I mean it is great to learn about this stuff, although I believe coldblooder mentioned this pages back with pictures from the game (wind waker) showing it in action but it is sort of just treading on old topics, eating up space in the discussion of course I've brought up the power efficiency stuff in the past but it seems we are back to 8GFLOPs per watt, which is something I feel is because that sort of thing is being over looked and needs to be pointed out again.

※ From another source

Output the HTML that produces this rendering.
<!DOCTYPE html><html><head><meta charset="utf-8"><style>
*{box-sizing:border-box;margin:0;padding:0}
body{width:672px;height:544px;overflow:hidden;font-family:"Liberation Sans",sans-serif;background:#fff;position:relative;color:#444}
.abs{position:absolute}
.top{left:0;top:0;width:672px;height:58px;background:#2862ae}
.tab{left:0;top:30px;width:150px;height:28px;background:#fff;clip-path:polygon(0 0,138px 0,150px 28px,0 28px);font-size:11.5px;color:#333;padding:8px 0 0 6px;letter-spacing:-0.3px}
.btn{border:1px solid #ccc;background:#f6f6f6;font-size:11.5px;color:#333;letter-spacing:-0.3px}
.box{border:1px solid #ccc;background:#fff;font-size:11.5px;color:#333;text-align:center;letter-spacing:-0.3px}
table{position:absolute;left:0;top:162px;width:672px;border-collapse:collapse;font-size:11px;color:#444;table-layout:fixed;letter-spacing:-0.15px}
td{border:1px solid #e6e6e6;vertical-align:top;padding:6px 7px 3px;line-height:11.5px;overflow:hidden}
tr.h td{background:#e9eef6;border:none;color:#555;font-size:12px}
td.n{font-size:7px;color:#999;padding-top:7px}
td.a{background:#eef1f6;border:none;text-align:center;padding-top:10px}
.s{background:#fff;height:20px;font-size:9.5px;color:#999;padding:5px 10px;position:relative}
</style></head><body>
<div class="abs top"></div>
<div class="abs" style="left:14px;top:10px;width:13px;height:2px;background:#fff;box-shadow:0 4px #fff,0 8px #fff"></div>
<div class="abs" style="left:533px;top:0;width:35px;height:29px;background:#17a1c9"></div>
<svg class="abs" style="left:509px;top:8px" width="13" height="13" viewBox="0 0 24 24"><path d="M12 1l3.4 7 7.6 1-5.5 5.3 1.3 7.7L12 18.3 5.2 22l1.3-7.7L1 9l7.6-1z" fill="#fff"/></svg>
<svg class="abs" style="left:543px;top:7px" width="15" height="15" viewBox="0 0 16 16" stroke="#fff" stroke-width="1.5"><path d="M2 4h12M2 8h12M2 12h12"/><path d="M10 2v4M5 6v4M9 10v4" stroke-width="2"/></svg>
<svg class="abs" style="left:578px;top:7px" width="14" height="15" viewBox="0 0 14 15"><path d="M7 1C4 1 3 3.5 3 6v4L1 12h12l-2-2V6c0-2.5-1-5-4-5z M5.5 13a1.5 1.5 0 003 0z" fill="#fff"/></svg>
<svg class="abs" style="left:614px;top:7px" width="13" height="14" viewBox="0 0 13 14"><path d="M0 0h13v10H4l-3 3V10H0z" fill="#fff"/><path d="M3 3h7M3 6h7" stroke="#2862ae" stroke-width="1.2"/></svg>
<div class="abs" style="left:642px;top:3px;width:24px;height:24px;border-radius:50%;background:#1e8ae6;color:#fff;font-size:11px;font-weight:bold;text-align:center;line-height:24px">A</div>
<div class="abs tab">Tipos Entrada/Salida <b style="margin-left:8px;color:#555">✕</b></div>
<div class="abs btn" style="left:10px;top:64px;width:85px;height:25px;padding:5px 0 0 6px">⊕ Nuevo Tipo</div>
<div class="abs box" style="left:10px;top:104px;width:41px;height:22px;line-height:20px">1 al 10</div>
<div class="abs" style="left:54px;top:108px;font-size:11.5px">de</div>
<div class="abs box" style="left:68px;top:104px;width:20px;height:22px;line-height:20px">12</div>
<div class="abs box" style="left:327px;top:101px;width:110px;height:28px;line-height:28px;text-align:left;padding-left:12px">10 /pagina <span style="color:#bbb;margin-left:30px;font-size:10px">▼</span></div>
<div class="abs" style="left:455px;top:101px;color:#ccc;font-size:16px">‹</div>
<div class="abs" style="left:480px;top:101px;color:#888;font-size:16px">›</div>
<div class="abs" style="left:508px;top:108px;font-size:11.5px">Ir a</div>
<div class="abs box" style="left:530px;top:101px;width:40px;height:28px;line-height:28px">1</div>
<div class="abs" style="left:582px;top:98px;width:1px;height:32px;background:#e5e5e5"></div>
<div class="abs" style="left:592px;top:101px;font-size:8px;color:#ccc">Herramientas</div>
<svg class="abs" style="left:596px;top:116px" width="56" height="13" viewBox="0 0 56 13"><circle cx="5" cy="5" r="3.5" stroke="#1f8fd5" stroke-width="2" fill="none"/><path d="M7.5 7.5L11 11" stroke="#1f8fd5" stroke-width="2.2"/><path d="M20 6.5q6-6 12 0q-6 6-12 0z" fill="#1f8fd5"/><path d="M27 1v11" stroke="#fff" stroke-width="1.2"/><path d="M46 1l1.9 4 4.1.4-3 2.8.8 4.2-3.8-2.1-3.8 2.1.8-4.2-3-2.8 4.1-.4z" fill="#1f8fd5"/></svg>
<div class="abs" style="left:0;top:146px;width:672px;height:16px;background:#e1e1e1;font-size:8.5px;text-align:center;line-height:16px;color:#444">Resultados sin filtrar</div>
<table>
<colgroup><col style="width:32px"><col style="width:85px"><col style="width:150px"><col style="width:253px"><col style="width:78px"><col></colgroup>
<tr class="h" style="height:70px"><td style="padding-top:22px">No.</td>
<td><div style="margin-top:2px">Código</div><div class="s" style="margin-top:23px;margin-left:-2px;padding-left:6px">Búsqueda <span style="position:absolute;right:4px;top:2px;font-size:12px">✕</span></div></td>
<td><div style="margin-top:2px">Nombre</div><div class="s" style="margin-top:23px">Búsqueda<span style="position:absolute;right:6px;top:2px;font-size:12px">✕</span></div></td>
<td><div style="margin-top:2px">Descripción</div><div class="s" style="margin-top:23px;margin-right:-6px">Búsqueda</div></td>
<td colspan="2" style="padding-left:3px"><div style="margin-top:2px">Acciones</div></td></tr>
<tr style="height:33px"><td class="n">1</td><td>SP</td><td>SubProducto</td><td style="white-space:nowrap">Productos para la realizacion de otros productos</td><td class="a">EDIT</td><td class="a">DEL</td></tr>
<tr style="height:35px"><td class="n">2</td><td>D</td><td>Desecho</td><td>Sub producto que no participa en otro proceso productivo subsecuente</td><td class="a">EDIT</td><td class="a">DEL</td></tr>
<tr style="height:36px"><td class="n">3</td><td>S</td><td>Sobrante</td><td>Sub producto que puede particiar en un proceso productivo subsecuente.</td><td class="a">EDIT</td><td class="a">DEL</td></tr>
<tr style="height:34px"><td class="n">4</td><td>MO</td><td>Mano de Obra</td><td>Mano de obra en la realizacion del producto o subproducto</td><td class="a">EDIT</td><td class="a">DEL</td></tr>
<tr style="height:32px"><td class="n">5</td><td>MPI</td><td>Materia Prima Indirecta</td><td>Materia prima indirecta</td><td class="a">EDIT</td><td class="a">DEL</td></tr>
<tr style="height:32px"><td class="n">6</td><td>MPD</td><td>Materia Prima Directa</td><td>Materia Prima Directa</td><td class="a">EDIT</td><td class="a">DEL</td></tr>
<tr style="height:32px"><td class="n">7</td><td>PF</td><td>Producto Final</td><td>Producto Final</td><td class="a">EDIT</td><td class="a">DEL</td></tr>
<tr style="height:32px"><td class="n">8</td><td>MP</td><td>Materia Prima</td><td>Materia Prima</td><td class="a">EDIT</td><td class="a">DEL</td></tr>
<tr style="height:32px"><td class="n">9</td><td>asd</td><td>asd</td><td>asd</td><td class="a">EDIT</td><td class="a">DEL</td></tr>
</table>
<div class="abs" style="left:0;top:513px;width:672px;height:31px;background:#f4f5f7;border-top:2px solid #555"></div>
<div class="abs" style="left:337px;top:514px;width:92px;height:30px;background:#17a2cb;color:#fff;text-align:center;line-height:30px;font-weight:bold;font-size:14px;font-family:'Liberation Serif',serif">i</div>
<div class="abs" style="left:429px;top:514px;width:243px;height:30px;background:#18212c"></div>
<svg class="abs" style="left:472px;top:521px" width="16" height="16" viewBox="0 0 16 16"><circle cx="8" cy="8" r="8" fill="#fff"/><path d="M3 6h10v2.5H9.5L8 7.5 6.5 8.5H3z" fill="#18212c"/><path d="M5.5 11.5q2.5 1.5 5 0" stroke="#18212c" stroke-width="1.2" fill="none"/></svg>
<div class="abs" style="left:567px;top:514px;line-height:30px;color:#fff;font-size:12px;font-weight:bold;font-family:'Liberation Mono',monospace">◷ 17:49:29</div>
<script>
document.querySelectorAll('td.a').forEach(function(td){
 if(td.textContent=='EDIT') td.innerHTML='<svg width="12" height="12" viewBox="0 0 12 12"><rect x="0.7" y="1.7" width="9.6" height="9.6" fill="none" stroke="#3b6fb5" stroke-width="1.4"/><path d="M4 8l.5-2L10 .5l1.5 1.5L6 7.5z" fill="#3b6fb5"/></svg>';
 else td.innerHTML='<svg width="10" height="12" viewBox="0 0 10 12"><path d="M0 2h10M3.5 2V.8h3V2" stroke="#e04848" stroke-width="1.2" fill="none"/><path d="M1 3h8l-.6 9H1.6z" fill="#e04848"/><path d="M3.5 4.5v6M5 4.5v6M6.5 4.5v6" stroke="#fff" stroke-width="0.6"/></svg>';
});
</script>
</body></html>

fourth storm: I read your theory again, it does answer why the Shader blocks would be so big and if the ALUs are individually larger the entire chip might be sucking down more wattage. In this case you might be right, obviously my post above was directed at the idea of 160ALU GPU sucking down too much power, this however could make sense. We really wouldn't know, but a question I have is that having 160 ALUs still limits the polygon count however that was before taking into account the TEV modifications, are you suggesting that somehow it is getting close to the 500million polygons that 360's Xenos can perform? or maybe you think however GCN produces twice the polygons per clock is being done here? I find that a pretty big bottle neck because obviously porting 360 games might not require a 500 million polygon count, but the less you have available from that number, the harder it is going to be thanks to all the other work the chip has to perform.